Specific attention is being paid by courts to timescales in orders; and the use of Alternative Dispute Resolution (ADR) such as mediation. Practice Direction- Pre-Action Conduct section 1.2(2) and section 8 asks participants to consider ADR methods before going down a more formal route, and the Civil Procedure Rules (CPR) part 1.4(e) asks parties to explore the suitability to mediate. If a mediation offer is not considered or explored, refused or ignored, this is now being seen as unreasonable failure to comply with a rule, practice direction or a relevant pre-action protocol.

 

Recently ignoring a request to mediate (i.e. not responding one way or another) was seen as ‘an unreasonable refusal’ to mediate and incurred costs implications for the offending party (PGF ii SA – v – OMFS Company Limited [2013] EWCA CIV 1288 2nd October Court of Appeal.) Sanctions can be anything, at the judges behest.

 

The mediators opening gambit is to ask you 'what is the nature of your grounds to dispute the claim'. It is important you remember the burden of liability and strict proof.

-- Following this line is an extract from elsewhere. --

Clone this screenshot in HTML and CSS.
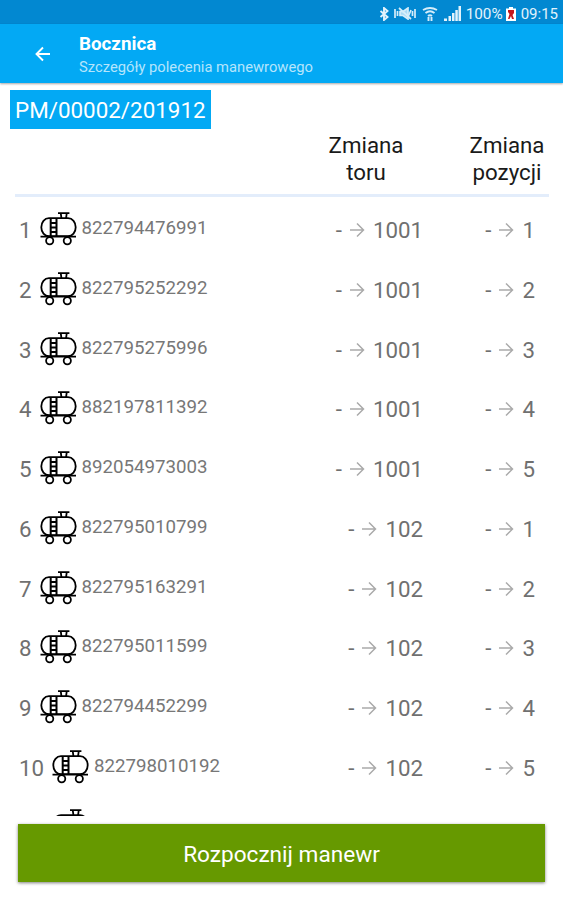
FILE: index.html
```
<!DOCTYPE html>
<html lang="pl">
<head>
  <meta charset="UTF-8">
  <title>Bocznica</title>
  <link rel="stylesheet" href="styles.css">
</head>
<body>

  <svg width="0" height="0" class="defs">
    <symbol id="wagon" viewBox="0 0 37 34">
      <g fill="none" stroke="#000" stroke-width="1.8">
        <path d="M18 1.100h11.400M20.800 1.500l.6 4.500M26.700 1.500l-.6 4.500" />
        <path d="M9 6.200h19c4.500 0 7.700 4 7.700 9s-3.200 9-7.700 9H9c-4.500 0-7.700-4-7.700-9s3.200-9 7.700-9z" />
        <path d="M10.700 6v18.500M16.500 6v18.500M10.700 11h6M10.700 15.500h6M10.700 20h6" stroke-width="2" />
        <path d="M.5 24.700h35.500" />
        <circle cx="9.700" cy="28.700" r="3.600" />
        <circle cx="27.300" cy="28.700" r="3.600" />
      </g>
    </symbol>
    <symbol id="arrow" viewBox="0 0 16 16">
      <path d="M1 8h13M8 1.500L14.500 8 8 14.500" fill="none" stroke="#aaa" stroke-width="1.500" />
    </symbol>
  </svg>

  <div class="status-bar">
    <svg class="bluetooth" width="11" height="14" viewBox="0 0 11 14" fill="none" stroke="#e3f3fc" stroke-width="1.900">
      <path d="M1.500 4l7 6L5 13V1l3.500 3-7 6" />
    </svg>
    <svg class="mute" width="22" height="13" viewBox="0 0 22 13" fill="none" stroke="#d5edfa" stroke-width="1.700">
      <path d="M1 2v9M3.500 4v5M18.500 4v5M21 2v9" />
      <path d="M6 4.500h3l5-3.500v11L9 8.500H6z" fill="#a9daf5" />
      <path d="M5 1l12 11M17 3l-3 7" />
    </svg>
    <svg class="wifi" width="16" height="14" viewBox="0 0 16 14" fill="none" stroke="#d5edfa" stroke-width="1.900">
      <path d="M1 3q7-4 14 0M3.500 6q4.500-3.500 9 0M6 9q2-1.500 4 0M6.500 10v4M9.500 10v4" />
    </svg>
    <svg class="signal" width="17" height="15" viewBox="0 0 17 15" fill="#e3f3fc">
      <path d="M0 12.500h3V15H0zM4.500 10h2.500v5H4.500zM8 7h2.500v8H8zM11.300 4h2.500v11h-2.500zM14.500 0H17v15h-2.500z" />
    </svg>
    <span class="percent">100%</span>
    <svg class="battery" width="10" height="14" viewBox="0 0 10 14">
      <path d="M3 0h4v1.500h3V14H0V1.500h3z" fill="#fff" />
      <path d="M2 3h6v3L6.500 8 8 12H6L5 9l-1.500 3H2l1.500-5L2 5z" fill="#c4161c" />
    </svg>
    <span class="time">09:15</span>
  </div>

  <header class="app-bar">
    <svg class="back" width="16" height="16" viewBox="0 0 16 16" fill="none" stroke="#fff" stroke-width="1.900">
      <path d="M15 8H2M8 1.500L1.500 8 8 14.500" />
    </svg>
    <div>
      <h1>Bocznica</h1>
      <p>Szczegóły polecenia manewrowego</p>
    </div>
  </header>

  <main>
    <div class="order-number">PM/00002/201912</div>
    <div class="table-head">
      <span class="head-track">Zmiana<br>toru</span>
      <span class="head-position">Zmiana<br>pozycji</span>
    </div>
    <div class="wagons" id="wagons"></div>
    <button class="start">Rozpocznij manewr</button>
  </main>

  <script>
    // [wagon number, new track, new position]
    const wagons = [
      ["822794476991", 1001, 1],
      ["822795252292", 1001, 2],
      ["822795275996", 1001, 3],
      ["882197811392", 1001, 4],
      ["892054973003", 1001, 5],
      ["822795010799", 102, 1],
      ["822795163291", 102, 2],
      ["822795011599", 102, 3],
      ["822794452299", 102, 4],
      ["822798010192", 102, 5]
    ];

    function change(value, name) {
      return `<span class="change ${name}">-<svg class="arrow"><use href="#arrow"/></svg>${value}</span>`;
    }

    const rows = wagons.map(([number, track, position], i) => `
      <div class="row">
        <span class="index">${i + 1}</span>
        <svg class="wagon"><use href="#wagon"/></svg>
        <span class="number">${number}</span>
        ${change(track, "track")}
        ${change(position, "position")}
      </div>`);

    // only the top of the next wagon fits above the button
    rows.push(`<div class="row next"><svg class="wagon"><use href="#wagon"/></svg></div>`);

    document.getElementById("wagons").innerHTML = rows.join("");
  </script>

</body>
</html>
```
FILE: styles.css
```
* {
  box-sizing: border-box;
}

body {
  margin: 0;
  height: 900px;
  font-family: Roboto, sans-serif;
  background: #fff;
  overflow: hidden;
}

.defs {
  display: block;
}

.status-bar {
  display: flex;
  align-items: center;
  justify-content: flex-end;
  height: 24px;
  padding: 3px 5px 0 0;
  background: #0288d1;
  color: #e3f3fc;
  font-size: 15.5px;
  line-height: 20px;
}

.mute {
  margin-left: 4px;
}

.wifi {
  margin-left: 6px;
}

.signal {
  margin-left: 6px;
}

.percent {
  margin-left: 5px;
  font-size: 15.3px;
}

.battery {
  margin: 0 5px 0 3px;
}

.time {
  font-size: 15px;
}

.app-bar {
  display: flex;
  height: 59px;
  padding-left: 35px;
  background: #03a9f4;
  box-shadow: 0 1px 2px rgba(0, 0, 0, 0.35);
  color: #fff;
}

.back {
  margin: 22px 28px 0 0;
}

h1 {
  margin: 8px 0 0;
  font-size: 18.8px;
  font-weight: 700;
  line-height: 24px;
}

.app-bar p {
  margin: 2px 0 0;
  font-size: 14.75px;
  line-height: 18px;
  color: #b5e5fc;
}

main {
  padding-top: 7px;
}

.order-number {
  width: 201px;
  height: 39px;
  margin-left: 10px;
  padding-left: 5px;
  background: #03a9f4;
  color: #fff;
  font-size: 22.4px;
  line-height: 41px;
  white-space: nowrap;
}

.table-head {
  display: flex;
  justify-content: flex-end;
  height: 68px;
  margin: 0 14px 0 15px;
  padding-top: 3px;
  border-bottom: 3px solid #e3edfb;
  color: #1a1a1a;
  font-size: 22.3px;
  line-height: 27px;
  text-align: center;
}

.head-track {
  width: 80px;
  margin-right: 61px;
}

.head-position {
  width: 80px;
  margin-right: 2px;
}

.wagons {
  height: 619px;
  padding-top: 2px;
  overflow: hidden;
}

.row {
  display: flex;
  height: 59.75px;
  padding: 0 28px 0 19px;
  color: #707070;
  font-size: 22.3px;
}

.next {
  padding-left: 44px;
}

.index {
  line-height: 63px;
}

.wagon {
  width: 37px;
  height: 34px;
  margin: 13px 5px 0 8px;
}

.next .wagon {
  margin-top: 12px;
}

.number {
  color: #777;
  font-size: 18.7px;
  line-height: 59px;
}

.change {
  line-height: 63px;
  text-align: right;
}

.track {
  flex: 1;
}

.position {
  width: 112px;
}

.arrow {
  width: 16px;
  height: 16px;
  margin: 0 8px 0 7px;
}

.start {
  display: block;
  width: 527px;
  height: 58px;
  margin: 8px 0 0 18px;
  padding: 2px 0 0;
  border: none;
  background: #669900;
  box-shadow: 0 1px 3px rgba(0, 0, 0, 0.5);
  color: #fff;
  font-family: inherit;
  font-size: 22.6px;
}
```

This is the ideal opportunity to find out exactly what the claimant has against you i.e. refer to the particulars of claim and do not deviate from them. Answer the claimant’s position and claim; and do not expand at this stage. The claimant will have to support their case and answer your disputed issues. This may sound like I am asking you to be difficult, not at all. You are the defendant and only have to defend the claimants claim but you will do no harm to your case by finding out what they have against you.

 

My point being, you don't want the claimant having the opportunity of obtaining all of your argument and then using the mediation to satisfy CPR but not taking it seriously; and then tailoring a WS to defeat your position whilst giving you no such information during mediation. So initially (first 15mins) use the time to gain some idea of the actual substantiation the claimant has against you. It will help you evaluate the need to settle and potential settlement you are willing to go to as the mediation progresses.

 

The mediation itself will be brief and probably seem rushed, as you only have an hour. It is important you get your matters of dispute out early, to leave enough time to negotiate. Take notes of their argument in case you don't settle, this will help others on here to advise re your WS.

 

The mediator will shuttle between the two parties passing information backwards and forwards. They may play devil’s advocate and challenge your position and you will feel under pressure, but don't. The mediator wants to settle and move on, they are paid a flat fee and work on volume, don't be pressured and do have yourself prepared for the mediation with everything you want to say and have ready your various negotiating positions.

 

Settlement can be financial i.e. a lower value over an agreed term of instalments, and can also be in relation to the actual terms i.e. the claimant with notify the defendant of a default in writing and will allow 14 days to remedy this default- as opposed to a term which states the claimant upon default by the defendant can go straight to court to claim the original amount due to a default of this agreement.

 

You really need to work out what you can afford and what you are prepared to pay, over what period and on what terms. That way you do not waste time with basic elements of negotiation. Start with a best case scenario offer and be prepared to narrow the gap between you. That may change the more you find out about their case.

 

Approach this mediation with an open mind and with an appetite to settle, if that is what you want. You have a great opportunity to bring closure on your terms, without having a judgement imposed on you by a judge; and avoid the possibility of attending court, avoiding a possible CCJ, avoiding the stress and the other issues that this dispute or possible judgement against you brings.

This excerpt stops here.